4) Your musical pleasure is interrupted with a call to your mobile. How do you respond?
a) Your ringer volume is turned down, so you just let it discreetly go to voicemail so you can call back later.
b) Answer it after a couple of rings, telling the caller that you’re on a tram and you will call them back when you get off.
c) Stare at your phone (the deafening ringtone of which is the guitar riff from ‘Man I Feel Like a Woman’ by Shania Twain) for about 20 seconds deciding whether to answer or not. Take the call, and spend 15 minutes loudly chatting shit about the weather, celebrity gossip, and which is the best fast food restaurant on Parliament Street.

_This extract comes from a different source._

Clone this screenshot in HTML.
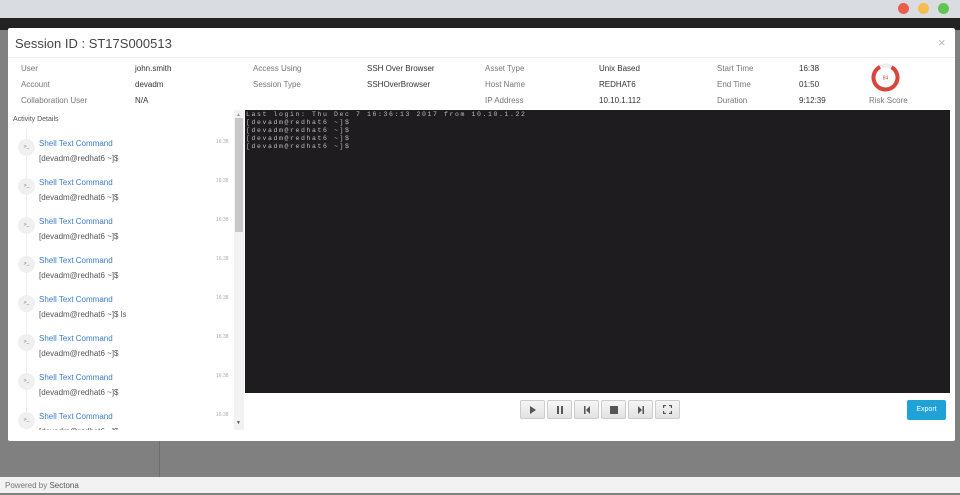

5) The tram is very busy, and you are forced to stand right up flat against the doors. When it halts at the next stop, do you:
a) Step out onto the platform to let other travellers off before getting back on.

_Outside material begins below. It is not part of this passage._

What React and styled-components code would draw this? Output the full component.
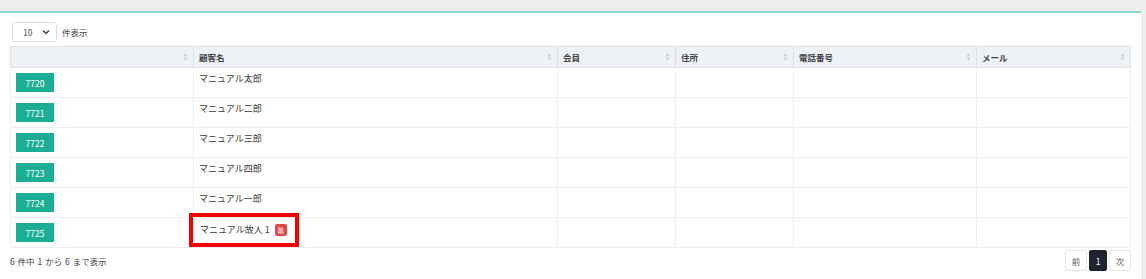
import React from 'react';
import styled, { createGlobalStyle } from 'styled-components';

const GlobalStyle = createGlobalStyle`
  html, body {
    margin: 0;
    background: #efefef;
    font-family: "Noto Sans CJK JP", "Noto Sans", sans-serif;
    color: #333;
  }
`;

const Page = styled.div`
  padding: 11px 5px 0 0;
  height: 279px;
  box-sizing: border-box;
`;

const Card = styled.div`
  background: #ffffff;
  border-top: 2px solid #8ad6c8;
  height: 268px;
  box-sizing: border-box;
  padding: 9px 10px 0 10px;
`;

const LengthRow = styled.div`
  display: flex;
  align-items: center;
  gap: 5px;
  margin-left: 2px;
  font-size: 8.5px;
  color: #444;
`;

const SelectBox = styled.div`
  width: 45px;
  height: 20px;
  box-sizing: border-box;
  border: 1px solid #dcdcdc;
  border-radius: 3px;
  display: flex;
  align-items: center;
  justify-content: space-between;
  padding: 0 6px 0 10px;
  font-size: 8.5px;
  color: #555;
`;

const Table = styled.table`
  margin-top: 4px;
  width: 1120px;
  border-collapse: collapse;
  table-layout: fixed;
  font-size: 9px;
`;

const Th = styled.th`
  box-sizing: border-box;
  height: 21px;
  padding: 0 5px;
  background: #eef2f7;
  border: 1px solid #dfe3e8;
  text-align: left;
  font-weight: 700;
  color: #444;
  font-size: 8.5px;
  width: ${(p) => p.$w}px;
`;

const ThInner = styled.div`
  display: flex;
  align-items: center;
  justify-content: space-between;
`;

const Td = styled.td`
  height: 30px;
  padding: 5px 6px 0 5px;
  box-sizing: border-box;
  vertical-align: top;
  border: 1px solid #eceef1;
  color: #3a3a3a;
  line-height: 12px;
`;

const IdBadge = styled.span`
  display: inline-flex;
  align-items: center;
  justify-content: center;
  width: 38px;
  height: 19px;
  background: #1aaf95;
  color: #fff;
  font-size: 8.5px;
`;

const Highlight = styled.span`
  position: relative;
  display: inline-flex;
  align-items: center;
  gap: 5px;
  margin: 1px 0 0 1px;

  &::after {
    content: '';
    position: absolute;
    left: -11px;
    top: -11px;
    width: 110px;
    height: 34px;
    box-sizing: border-box;
    border: 4px solid #f30000;
  }
`;

const DeadBadge = styled.span`
  display: inline-flex;
  align-items: center;
  justify-content: center;
  width: 12px;
  height: 12px;
  border-radius: 2px;
  background: #e04848;
  color: #fff;
  font-size: 6.5px;
`;

const Footer = styled.div`
  width: 1121px;
  display: flex;
  justify-content: space-between;
  align-items: center;
  margin-top: 2px;
`;

const Info = styled.div`
  font-size: 8.5px;
  color: #444;
  word-spacing: 1px;
`;

const Pager = styled.div`
  display: flex;
  gap: 2px;
`;

const PageBtn = styled.div`
  width: ${(p) => p.$w}px;
  height: 21px;
  box-sizing: border-box;
  display: flex;
  align-items: center;
  justify-content: center;
  font-size: 8.5px;
  border-radius: 2px;
  border: 1px solid ${(p) => (p.$active ? '#1d2330' : '#e6e6e6')};
  background: ${(p) => (p.$active ? '#1d2330' : '#fff')};
  color: ${(p) => (p.$active ? '#fff' : '#555')};
`;

const SortIcon = () => (
  <svg width="5" height="8" viewBox="0 0 5 8">
    <path d="M2.5 0.5 L4.5 3.2 L0.5 3.2 Z" fill="#c8ccd2" />
    <path d="M2.5 7.5 L4.5 4.8 L0.5 4.8 Z" fill="#c8ccd2" />
  </svg>
);

const Chevron = () => (
  <svg width="8" height="6" viewBox="0 0 8 6">
    <path d="M1 1.5 L4 4.5 L7 1.5" fill="none" stroke="#444" strokeWidth="1.5" />
  </svg>
);

const columns = [
  { label: '', w: 183 },
  { label: '顧客名', w: 364 },
  { label: '会員', w: 118 },
  { label: '住所', w: 118 },
  { label: '電話番号', w: 183 },
  { label: 'メール', w: 154 },
];

const rows = [
  { id: 7720, name: 'マニュアル太郎' },
  { id: 7721, name: 'マニュアル二郎' },
  { id: 7722, name: 'マニュアル三郎' },
  { id: 7723, name: 'マニュアル四郎' },
  { id: 7724, name: 'マニュアル一郎' },
  { id: 7725, name: 'マニュアル故人 1', dead: true },
];

export default function App() {
  return (
    <>
      <GlobalStyle />
      <Page>
        <Card>
          <LengthRow>
            <SelectBox>
              <span>10</span>
              <Chevron />
            </SelectBox>
            <span>件表示</span>
          </LengthRow>
          <Table>
            <thead>
              <tr>
                {columns.map((c, i) => (
                  <Th key={i} $w={c.w}>
                    <ThInner>
                      <span>{c.label}</span>
                      <SortIcon />
                    </ThInner>
                  </Th>
                ))}
              </tr>
            </thead>
            <tbody>
              {rows.map((r) => (
                <tr key={r.id}>
                  <Td>
                    <IdBadge>{r.id}</IdBadge>
                  </Td>
                  <Td>
                    {r.dead ? (
                      <Highlight>
                        {r.name}
                        <DeadBadge>故</DeadBadge>
                      </Highlight>
                    ) : (
                      r.name
                    )}
                  </Td>
                  <Td />
                  <Td />
                  <Td />
                  <Td />
                </tr>
              ))}
            </tbody>
          </Table>
          <Footer>
            <Info>6 件中 1 から 6 まで表示</Info>
            <Pager>
              <PageBtn $w={22}>前</PageBtn>
              <PageBtn $w={18} $active>1</PageBtn>
              <PageBtn $w={22}>次</PageBtn>
            </Pager>
          </Footer>
        </Card>
      </Page>
    </>
  );
}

b) Turn sideways to give people a bit of room to enter and exit.
c) Stand rooted to the spot like a statue of a moron, as folk try to squeeze past.
6) After a bit of movement of people at a busy stop, you find yourself standing near the aisle bit between the rows of seats. Do you:
a) Move right down into the seat area to create space for others to move into.
b) Shuffle towards the seats a bit as a token gesture.
c) Stay right where you are as you’ve got a good pole to lean against whilst you play Farmville on your phone.
7) You have a bit of a cold which is causing a runny nose. How do you deal with it?
a) Blow your nose nice and quietly.
b) Do one great big sniff and hope that clears it.
c) Continually sniff and snotgobble every few seconds for the entire journey.
8) You are feeling peckish, having just picked up a bag of groceries, what do you do about it?
a) Wait until you get off as you aren’t meant to eat on a tram anyway and your stop is only 10 minutes away.
b) Stave off hunger with chewing gum, which you can’t seem to masticate with your mouth closed.
c) Chomp your way slowly through two bags of scampi fries, followed by a Granny Smith and crunchy carrot sticks.
9) You are sitting on one of those flip-down priority seats for the elderly and disabled as the tram pulls into the Interchange stop. You notice an older chap with a walking stick get on board. What do you do next?
a) Stand up and offer the seat to him, holding it in the down position to make it easy for him to sit on it.
b) See if he chooses to find a seat elsewhere before you reluctantly give up your space.
c) Go back to staring at your smartphone and pretend he doesn’t exist.
10) You board a tram which is fairly quiet, and settle down on a double seat all to yourself, placing your bag on the seat next to you. At the next stop a large number of people get on. Do you:
a) Move the bag off the seat so someone else can sit down.
b) Hope there are enough alternative seats for others to sit on.
c) Keep staring at your smartphone and pretend the other passengers don’t exist.
On the road
11) You are driving your car along an unfamiliar and busy stretch of road which is for both cars and trams. Approaching a junction with two exits, one of them clearly marked ‘Tram Only’, what do you do?
a) Take the junction which isn’t marked ‘Tram Only’.
b) Choose the ‘Tram Only’ junction to see if it is a handy shortcut.
c) What ‘Tram Only’ signs?
12) You unintentionally find yourself on a section of the track which is for trams only. Do you:
a) Stop immediately, turn around when it is safe to do so and rejoin the main road.
b) Carry on going to see if it is a handy shortcut.
c) Keep on driving oblivious to your surroundings, past more ‘Tram Only’ signs, rumble strips, and the lack of road markings, not even stopping when you see that the tarmac runs out into just track and sleepers. Eventually you ground your car so that it gets stuck for half an hour until a rescue vehicle can tow it out.
So…how did you ‘fare’?
Mostly ‘A’s
Congratulations, you are a considerate, respectful and courteous traveller. Exactly the sort of person who people don’t mind being squashed up against on a packed carriage all the way to Market Square.
Mostly ‘B’s
Overall your behaviour isn’t too bad, but there is certainly room for improvement. Just a bit more thoughtfulness would make journeys a bit nicer for everyone.
Mostly ‘C’s
Oh dear. Try relocating to London where you can travel on the Underground.